BEGIN DATASET SECTION

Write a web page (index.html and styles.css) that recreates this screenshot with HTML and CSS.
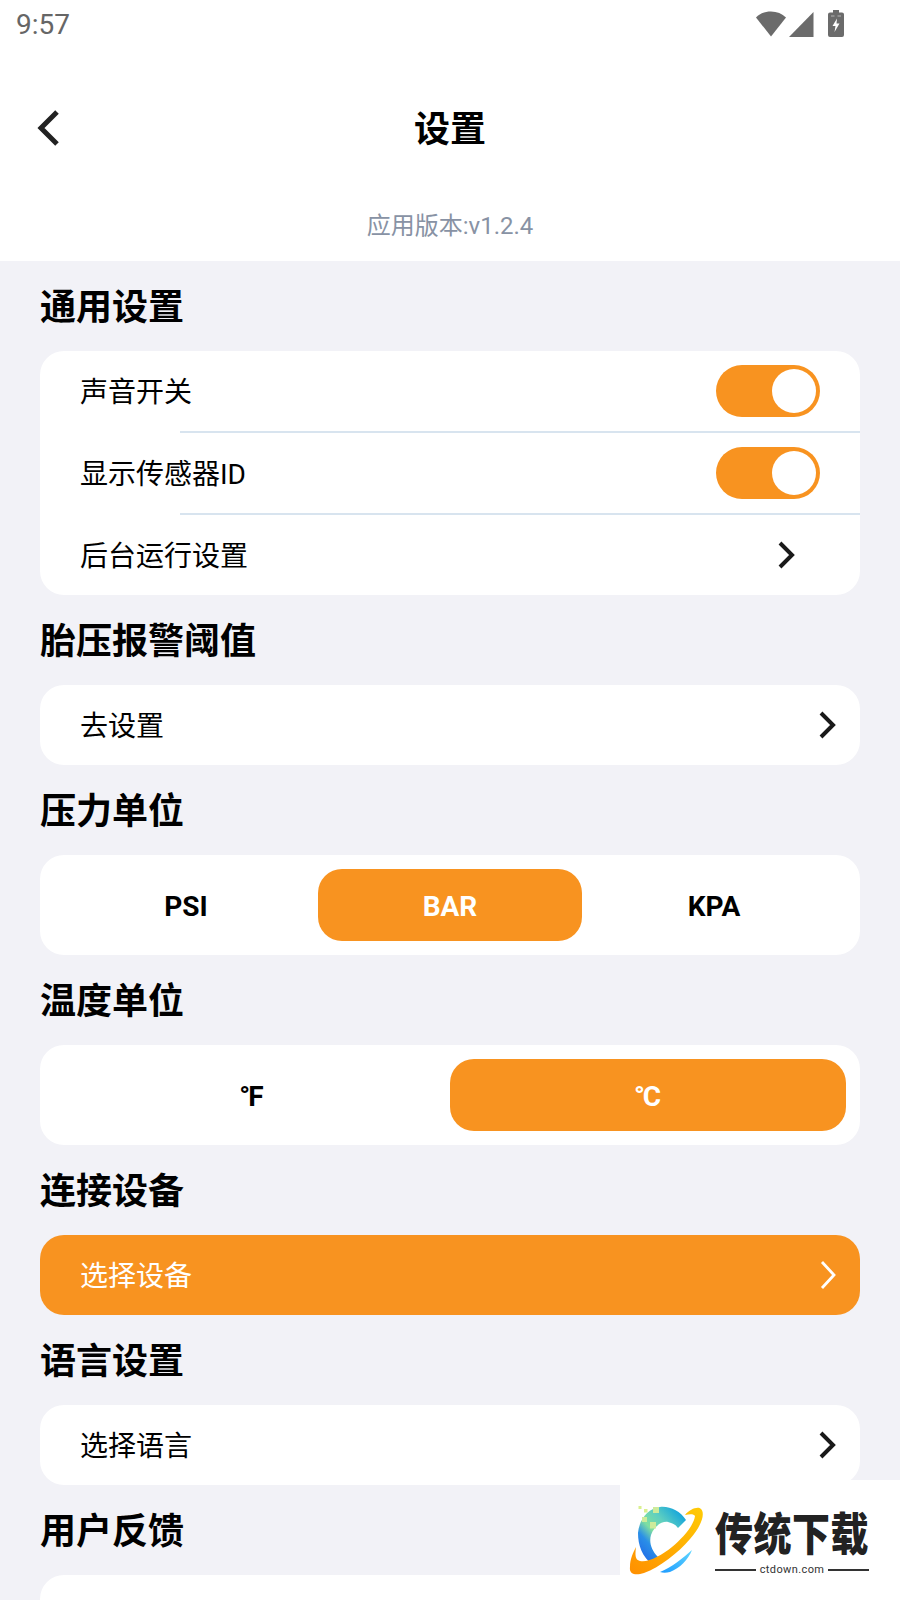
FILE: index.html
```html
<!DOCTYPE html>
<html lang="zh">
<head>
<meta charset="utf-8">
<title>设置</title>
<link rel="stylesheet" href="styles.css">
</head>
<body>
<div class="page">
  <header class="top">
    <div class="status">
      <span class="time">9:57</span>
      <div class="status-icons">
        <svg class="ic-wifi" width="30" height="26" viewBox="0 0 30 26"><path d="M0 6.500C4 2.500 9 .5 15 .5s11 2 15 6L15 25.500z" fill="#6b6b6b"/></svg>
        <svg class="ic-signal" width="25" height="25" viewBox="0 0 25 25"><path d="M24.500 0v25H0z" fill="#6b6b6b"/></svg>
        <svg class="ic-batt" width="16" height="27" viewBox="0 0 16 27"><path d="M5 0h6v2.500h3a2 2 0 0 1 2 2V25a2 2 0 0 1-2 2H2a2 2 0 0 1-2-2V4.500a2 2 0 0 1 2-2h3z" fill="#6b6b6b"/><path d="M9 8.500 4.500 16H7.500L6.500 22 11.500 13.500H8.500z" fill="#fff"/><path d="M3 5.500h3.500v1H3zM9.500 5.500H13v1H9.500z" fill="#b5b5b5"/></svg>
      </div>
    </div>
    <nav class="nav">
      <svg class="back" width="24" height="36" viewBox="0 0 24 36"><path d="M20 2 4 18l16 16" fill="none" stroke="#222" stroke-width="5" stroke-linejoin="miter"/></svg>
      <h1 class="title">设置</h1>
    </nav>
    <div class="version">应用版本:v1.2.4</div>
  </header>

  <main class="content">
    <h2 class="sec">通用设置</h2>
    <section class="card">
      <div class="row"><span class="lbl">声音开关</span><span class="toggle"><i class="knob"></i></span></div>
      <div class="line"></div>
      <div class="row"><span class="lbl">显示传感器ID</span><span class="toggle"><i class="knob"></i></span></div>
      <div class="line"></div>
      <div class="row row-link row-inset"><span class="lbl">后台运行设置</span><svg width="18" height="28" viewBox="0 0 18 28"><path d="M2 2 14 14 2 26" fill="none" stroke="#1a1a1a" stroke-width="4"/></svg></div>
    </section>

    <h2 class="sec">胎压报警阈值</h2>
    <section class="card">
      <div class="row row-link"><span class="lbl">去设置</span><svg width="18" height="28" viewBox="0 0 18 28"><path d="M2 2 14 14 2 26" fill="none" stroke="#1a1a1a" stroke-width="4"/></svg></div>
    </section>

    <h2 class="sec">压力单位</h2>
    <section class="card seg">
      <div class="opt">PSI</div>
      <div class="opt on">BAR</div>
      <div class="opt">KPA</div>
    </section>

    <h2 class="sec">温度单位</h2>
    <section class="card seg">
      <div class="opt deg">°F</div>
      <div class="opt deg on">°C</div>
    </section>

    <h2 class="sec">连接设备</h2>
    <section class="card card-on">
      <div class="row row-link"><span class="lbl">选择设备</span><svg width="18" height="28" viewBox="0 0 18 28"><path d="M3 1 15 14 3 27" fill="none" stroke="#fff" stroke-width="2.800"/></svg></div>
    </section>

    <h2 class="sec">语言设置</h2>
    <section class="card">
      <div class="row row-link"><span class="lbl">选择语言</span><svg width="18" height="28" viewBox="0 0 18 28"><path d="M2 2 14 14 2 26" fill="none" stroke="#1a1a1a" stroke-width="4"/></svg></div>
    </section>

    <h2 class="sec">用户反馈</h2>
    <section class="card">
      <div class="row"></div>
    </section>
  </main>

  <aside class="mark">
    <svg class="mark-logo" width="95" height="80" viewBox="0 0 95 80">
      <defs>
        <linearGradient id="gc" x1="0.100" y1="1" x2="0.900" y2="0.100"><stop offset="0" stop-color="#1f63e6"/><stop offset=".3" stop-color="#2a8fe8"/><stop offset=".48" stop-color="#7fe0a0"/><stop offset=".7" stop-color="#5fcfc0"/><stop offset="1" stop-color="#14a5dc"/></linearGradient>
        <linearGradient id="gr" x1="0" y1="1" x2="1" y2="0"><stop offset="0" stop-color="#ff8f00"/><stop offset="1" stop-color="#ffcb05"/></linearGradient>
        <linearGradient id="gb" x1="0" y1="1" x2="1" y2="0"><stop offset="0" stop-color="#1e9bff"/><stop offset="1" stop-color="#5fd6ff"/></linearGradient>
      </defs>
      <path d="M66 25C60 16 50 11 40 12 28 13 19 25 18 38 18 50 22 62 33 70L38 62C31 55 29 47 31 40 34 31 42 26 48 27 52 28 55 29 58 33z" fill="url(#gc)"/>
      <path d="M65 20C70 14 78 11 81 14 86 19 80 33 70 44 58 58 40 72 24 78 15 81 9 79 10 72 10 64 13 58 16 52 15 60 15 65 20 66 28 68 42 60 52 52 63 43 74 30 75 21 74 19 70 19 65 20z" fill="url(#gr)"/>
      <path d="M72 55C68 65 60 73 50 77 46 78 43 78 40 77 52 72 62 64 72 55z" fill="url(#gb)"/>
      <path d="M33 12h6v6h-6zM22 22h5v5h-5zM30 27h6v6.500h-6z" fill="#cdeb9b"/>
      <path d="M24 14h3.500v3.500H24zM18.500 11h3v3h-3z" fill="#d9f08f"/>
    </svg>
    <div class="mark-side">
      <div class="mark-name">传统下载</div>
      <div class="mark-url"><i class="rule"></i><span>ctdown.com</span><i class="rule"></i></div>
    </div>
  </aside>
</div>
</body>
</html>
```

FILE: styles.css
```css
* { box-sizing: border-box; margin: 0; padding: 0; }
html, body { background: #fff; }
body { font-family: Roboto, "Noto Sans CJK SC", sans-serif; color: #000; }

.page { position: relative; width: 900px; height: 1600px; overflow: hidden; background: #f2f2f7; }

.top { background: #fff; height: 261px; }

.status { height: 50px; display: flex; justify-content: space-between; padding: 8px 56px 0 16px; }
.time { font-size: 28px; line-height: 34px; color: #666; }
.status-icons { display: flex; align-items: flex-start; padding-top: 2px; }
.ic-wifi { margin-top: 1px; }
.ic-signal { margin: 2px 0 0 3px; }
.ic-batt { margin: 0 0 0 14px; }

.nav { height: 156px; display: flex; align-items: center; justify-content: center; position: relative; padding-top: 4px; }
.back { position: absolute; left: 37px; top: 60px; }
.title { font-size: 36px; font-weight: 700; line-height: 50px; }

.version { height: 40px; line-height: 40px; text-align: center; font-size: 24px; color: #8892a4; }

.content { display: flex; flex-direction: column; padding: 0 40px; }
.sec { height: 90px; line-height: 94px; font-size: 36px; font-weight: 700; }

.card { background: #fff; border-radius: 24px; flex: none; overflow: hidden; }
.card-on { background: #f89320; color: #fff; }

.row { height: 80px; display: flex; align-items: center; justify-content: space-between; padding: 0 40px; font-size: 28px; }
.row-link { padding-right: 23px; }
.row.row-inset { padding-right: 64px; }
.lbl { margin-bottom: 2px; }

.line { height: 2px; margin-left: 140px; background: #d8e4ef; }

.toggle { width: 104px; height: 52px; border-radius: 26px; background: #f89320; display: flex; align-items: center; justify-content: flex-end; padding-right: 4px; }
.knob { width: 44px; height: 44px; border-radius: 50%; background: #fff; }

.seg { display: flex; height: 100px; padding: 14px; }
.opt { flex: 1 1 0; display: flex; align-items: center; justify-content: center; border-radius: 24px; font-size: 28px; font-weight: 700; padding-top: 2px; }
.opt.on { background: #f89320; color: #fff; }
.deg { letter-spacing: -2px; padding-right: 3px; }

.mark { position: absolute; left: 620px; top: 1480px; width: 280px; height: 120px; background: #fff; display: flex; align-items: flex-start; padding-top: 15px; }
.mark-logo { flex: none; }
.mark-side { display: flex; flex-direction: column; width: 154px; margin-top: 13px; }
.mark-name { font-size: 38px; line-height: 46px; font-weight: 900; color: #222; white-space: nowrap; letter-spacing: .5px; transform: scaleY(1.2); transform-origin: top left; }
.mark-url { display: flex; align-items: center; gap: 4px; margin-top: 9px; font-size: 11px; line-height: 14px; color: #333; letter-spacing: .4px; }
.rule { flex: 1; height: 2px; background: #333; }
```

END DATASET SECTION

§ **GIVEN EXERCISE**
Pick out each line containing the string "page" and copy it.

§ **OUTPUT FOR THIS EXERCISE**
Write a web page (index.html and styles.css) that recreates this screenshot with HTML and CSS.
<div class="page">
.page { position: relative; width: 900px; height: 1600px; overflow: hidden; background: #f2f2f7; }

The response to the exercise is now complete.